Antagonise the Diagonals
The diagonal strokes were another challenge. The endings between Cera Pro and Cera Round could not have been more different: Cera Pro lets the diagonals end in a tip, stretching their presence on the baseline and x-height, while Cera Round was supposed to just end with a circular terminal. The goal was to have Cera Pro and Cera Round share the same widths for each letter, so that kerning was not affected and the different variations could be exchanged without influencing a layout.
So we changed the angles of the diagonals when needed in order to match the letter better. These letters made us weigh out the level of change needed to strike a balance between designing a close variation of Cera Pro on one hand, and a typeface that works well with its rounded features in itself.
With our imaginary milling cutter in mind, a different approach to joints and baseline for v, w and Greek ν had to be proposed. Overall these letters turned out a bit wider, compensating for the lost tip at the x-height whilst not changing the actual body of the letter.
Different Strokes for Different Folks
As Cera Pro is pan-European and supports Cyrillic and Greek, there was no question that Cera Round also had to have extensive language support.

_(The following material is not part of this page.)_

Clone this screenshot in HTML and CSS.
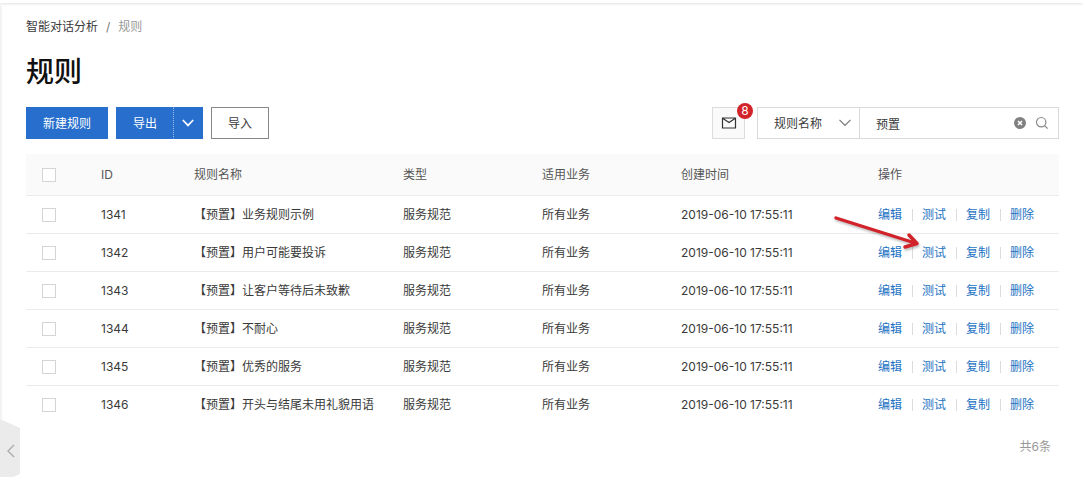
FILE: index.html
```html
<!DOCTYPE html>
<html lang="zh-CN">
<head>
    <meta charset="utf-8">
    <title>规则 - 智能对话分析</title>
    <link rel="stylesheet" href="styles.css">
</head>
<body>
    <div class="topbar"></div>
    <main class="page">
        <nav class="breadcrumb">
            <a href="#">智能对话分析</a>
            <span class="slash">/</span>
            <span>规则</span>
        </nav>

        <h1>规则</h1>

        <div class="toolbar">
            <button type="button" class="btn btn-primary">新建规则</button>
            <div class="split">
                <button type="button" class="btn btn-primary btn-export">导出</button>
                <button type="button" class="btn btn-primary btn-arrow" aria-label="更多导出">
                    <svg width="12" height="8" viewBox="0 0 12 8"><path d="M.8 1l5.200 5.400L11.200 1" fill="none" stroke="#fff" stroke-width="1.700"/></svg>
                </button>
            </div>
            <button type="button" class="btn btn-default">导入</button>

            <button type="button" class="btn-mail" aria-label="消息">
                <svg width="16" height="12" viewBox="0 0 16 12"><path d="M1.500 1h13v10h-13zM2 1.500L8 5.500l6-4" fill="none" stroke="#333" stroke-width="1.200"/></svg>
                <span class="badge">8</span>
            </button>

            <form class="search">
                <div class="select-box">
                    <select aria-label="搜索字段">
                        <option>规则名称</option>
                    </select>
                    <svg class="caret" width="12" height="8" viewBox="0 0 12 8"><path d="M.5 .8L6 6.500 11.500 .8" fill="none" stroke="#777" stroke-width="1.200"/></svg>
                </div>
                <div class="input-box">
                    <input type="text" value="预置" aria-label="关键词">
                    <button type="button" class="icon-btn" aria-label="清空">
                        <svg width="12" height="12" viewBox="0 0 12 12"><circle cx="6" cy="6" r="6" fill="#808080"/><path d="M4 4l4 4M8 4L4 8" stroke="#fff" stroke-width="1.600"/></svg>
                    </button>
                    <button type="button" class="icon-btn" aria-label="搜索">
                        <svg width="14" height="14" viewBox="0 0 14 14"><circle cx="6.200" cy="6.200" r="4.700" fill="none" stroke="#888" stroke-width="1.200"/><path d="M9.600 9.600l3 3" stroke="#888" stroke-width="1.300"/></svg>
                    </button>
                </div>
            </form>
        </div>

        <table class="rules">
            <colgroup>
                <col class="col-check">
                <col class="col-id">
                <col class="col-name">
                <col class="col-type">
                <col class="col-biz">
                <col class="col-time">
                <col class="col-ops">
            </colgroup>
            <thead>
                <tr>
                    <th><input type="checkbox" aria-label="全选"></th>
                    <th>ID</th>
                    <th>规则名称</th>
                    <th>类型</th>
                    <th>适用业务</th>
                    <th>创建时间</th>
                    <th>操作</th>
                </tr>
            </thead>
            <tbody>
                <tr>
                    <td><input type="checkbox" aria-label="1341"></td>
                    <td>1341</td>
                    <td>【预置】业务规则示例</td>
                    <td>服务规范</td>
                    <td>所有业务</td>
                    <td>2019-06-10 17:55:11</td>
                    <td><div class="ops"><a href="#">编辑</a><a href="#">测试</a><a href="#">复制</a><a href="#">删除</a></div></td>
                </tr>
                <tr>
                    <td><input type="checkbox" aria-label="1342"></td>
                    <td>1342</td>
                    <td>【预置】用户可能要投诉</td>
                    <td>服务规范</td>
                    <td>所有业务</td>
                    <td>2019-06-10 17:55:11</td>
                    <td class="marked">
                        <div class="ops"><a href="#">编辑</a><a href="#">测试</a><a href="#">复制</a><a href="#">删除</a></div>
                        <svg class="pointer" width="92" height="40" viewBox="0 0 92 40"><path d="M6 6L85 31M79 23L87 31.500L75 35" fill="none" stroke="#d2232a" stroke-width="3.400" stroke-linecap="round" stroke-linejoin="round"/></svg>
                    </td>
                </tr>
                <tr>
                    <td><input type="checkbox" aria-label="1343"></td>
                    <td>1343</td>
                    <td>【预置】让客户等待后未致歉</td>
                    <td>服务规范</td>
                    <td>所有业务</td>
                    <td>2019-06-10 17:55:11</td>
                    <td><div class="ops"><a href="#">编辑</a><a href="#">测试</a><a href="#">复制</a><a href="#">删除</a></div></td>
                </tr>
                <tr>
                    <td><input type="checkbox" aria-label="1344"></td>
                    <td>1344</td>
                    <td>【预置】不耐心</td>
                    <td>服务规范</td>
                    <td>所有业务</td>
                    <td>2019-06-10 17:55:11</td>
                    <td><div class="ops"><a href="#">编辑</a><a href="#">测试</a><a href="#">复制</a><a href="#">删除</a></div></td>
                </tr>
                <tr>
                    <td><input type="checkbox" aria-label="1345"></td>
                    <td>1345</td>
                    <td>【预置】优秀的服务</td>
                    <td>服务规范</td>
                    <td>所有业务</td>
                    <td>2019-06-10 17:55:11</td>
                    <td><div class="ops"><a href="#">编辑</a><a href="#">测试</a><a href="#">复制</a><a href="#">删除</a></div></td>
                </tr>
                <tr>
                    <td><input type="checkbox" aria-label="1346"></td>
                    <td>1346</td>
                    <td>【预置】开头与结尾未用礼貌用语</td>
                    <td>服务规范</td>
                    <td>所有业务</td>
                    <td>2019-06-10 17:55:11</td>
                    <td><div class="ops"><a href="#">编辑</a><a href="#">测试</a><a href="#">复制</a><a href="#">删除</a></div></td>
                </tr>
            </tbody>
        </table>

        <div class="total">共6条</div>
    </main>

    <button type="button" class="collapse" aria-label="展开菜单">
        <svg width="8" height="14" viewBox="0 0 8 14"><path d="M7 1L1 7l6 6" fill="none" stroke="#b0b0b0" stroke-width="1.500"/></svg>
    </button>
</body>
</html>
```

FILE: styles.css
```css
* {
    box-sizing: border-box;
}

body {
    margin: 0;
    background: #fff;
    color: #3a3a3a;
    font-family: Inter, "Noto Sans CJK SC", sans-serif;
    font-size: 12px;
    line-height: 18px;
}

button, input, select {
    font: inherit;
    color: inherit;
    margin: 0;
}

button {
    cursor: pointer;
}

a {
    color: #2272c3;
    text-decoration: none;
}

svg {
    display: block;
}

.topbar {
    height: 3px;
    background: #fff;
    box-shadow: 0 1px 3px rgba(0, 0, 0, 0.12);
}

.page {
    border-left: 2px solid #f3f3f3;
    padding: 15px 24px 20px;
}

.breadcrumb {
    display: flex;
    gap: 8px;
    color: #999;
}

.breadcrumb a {
    color: #3a3a3a;
}

.slash {
    color: #777;
}

h1 {
    margin: 16px 0 14px;
    font-size: 28px;
    font-weight: 500;
    line-height: 41px;
    color: #111;
}

.toolbar {
    display: flex;
    align-items: center;
    gap: 8px;
    margin-bottom: 15px;
}

.btn {
    height: 32px;
    padding: 1px 16px 0;
    border: 1px solid #888;
    border-radius: 0;
    background: #fff;
}

.btn-primary {
    border-color: #286fcd;
    background: #286fcd;
    color: #fff;
}

.split {
    display: flex;
}

.btn-export {
    border-right: 0;
}

.btn-arrow {
    padding: 0 8px;
    border-left: 1px dotted #9dbfec;
}

.btn-mail {
    position: relative;
    display: flex;
    align-items: center;
    justify-content: center;
    width: 33px;
    height: 32px;
    margin-left: auto;
    margin-right: 4px;
    padding: 0;
    border: 1px solid #dcdcdc;
    background: #fafafa;
}

.badge {
    position: absolute;
    top: -5px;
    right: -9px;
    width: 16px;
    height: 16px;
    border-radius: 8px;
    background: #d2232a;
    color: #fff;
    line-height: 16px;
    text-align: center;
}

.search {
    display: flex;
    height: 32px;
    border: 1px solid #d9d9d9;
}

.select-box {
    position: relative;
    border-right: 1px solid #d9d9d9;
}

.select-box select {
    appearance: none;
    width: 101px;
    height: 30px;
    padding: 1px 16px 0;
    border: 0;
    border-radius: 0;
    background: transparent;
}

.caret {
    position: absolute;
    top: 11px;
    right: 8px;
    pointer-events: none;
}

.input-box {
    display: flex;
    align-items: center;
    gap: 9px;
    padding: 0 9px 0 16px;
}

.input-box input {
    width: 129px;
    height: 30px;
    padding: 0;
    border: 0;
    outline: 0;
    background: transparent;
}

.icon-btn {
    padding: 0;
    border: 0;
    background: none;
}

.rules {
    width: 100%;
    table-layout: fixed;
    border-collapse: separate;
    border-spacing: 0;
}

.col-check { width: 59px; }
.col-id { width: 93px; }
.col-name { width: 209px; }
.col-type { width: 139px; }
.col-biz { width: 139px; }
.col-time { width: 197px; }
.col-ops { width: 197px; }

.rules th,
.rules td {
    height: 38px;
    padding: 0 16px;
    border-bottom: 1px solid #ebebeb;
    text-align: left;
    white-space: nowrap;
}

.rules th {
    height: 42px;
    background: #fafafa;
    color: #555;
    font-weight: 400;
}

.rules tbody tr:last-child td {
    border-bottom: 0;
}

.rules input {
    appearance: none;
    display: block;
    width: 14px;
    height: 14px;
    border: 1px solid #d5d5d5;
    background: #fff;
}

.rules input:checked {
    background: #286fcd;
}

.ops {
    display: flex;
    align-items: center;
}

.ops a + a {
    margin-left: 10px;
    padding-left: 9px;
    border-left: 1px solid #dcdcdc;
    line-height: 12px;
}

.marked {
    position: relative;
}

.pointer {
    position: absolute;
    top: -22px;
    left: -32px;
    filter: drop-shadow(1px 2px 1px rgba(0, 0, 0, 0.25));
    pointer-events: none;
}

.total {
    margin-top: 14px;
    padding-right: 8px;
    color: #999;
    text-align: right;
}

.collapse {
    position: fixed;
    left: 0;
    bottom: -6px;
    display: flex;
    align-items: center;
    width: 20px;
    height: 64px;
    padding: 0 0 0 7px;
    border: 0;
    background: #ebebeb;
    clip-path: polygon(0 0, 100% 14%, 100% 86%, 0 100%);
}
```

During this process, it turned out that Cyrillic letters were trickier to round than both Latin or Greek had been.
In comparison to both of those scripts, Cyrillic has more rectangular shapes and some letters have a small outstroke ending that is crucial for character recognition – as in у and л. Getting these to be soft and rounded, while feeling right, was tricky. We did a lot of tweaks on these shapes to ensure the round feeling and keep letters legible and balanced.
Leaving the Path to Stay on Track
The punctuation marks and the accents for Cera Round became very different from Cera Pro. As Cera Pro’s shapes had a high contrast, we needed to decide whether to make our new stroke endings the same or to narrow them: either by a bit, or a lot. We found that narrowing them slightly and to make them just distinguishable enough, turned out to be the best solution.
Overall, the typeface was supposed to have a monolinear feeling. In some glyphs, like the 4 or the +, optical adjustments had been made to Cera Pro, making the thickness of the strokes look the same vertically and horizontally. With the new round endings, however, these optical adjustments became visible and distracting. They were so obvious, that they had to be adjusted to be mathematically the same size in order to look right.
Other glyphs had to be changed in their construction. The @ for example got a round connection, in contrast to Cera Pro’s @ with its sharp corner.
Working on the Round version made us rethink the original Cera as well: Bugs and optical adjustments in the existing Cera had to be and were rethought, evaluated and adjusted. Rather than a simple rounding process, Cera Round turned into a whole new series of developments.
Coming Full Circle
To round up: by creating Cera Round, we made something unique, clean, happy and technical at the same time. It is a great addition to Cera Pro and is suitable for big headlines as well as body text. The different weights express the roundness in different ways, making the family itself suitable for multiple uses.
We had fun creating Cera Round and are excited to see it at work in your designs.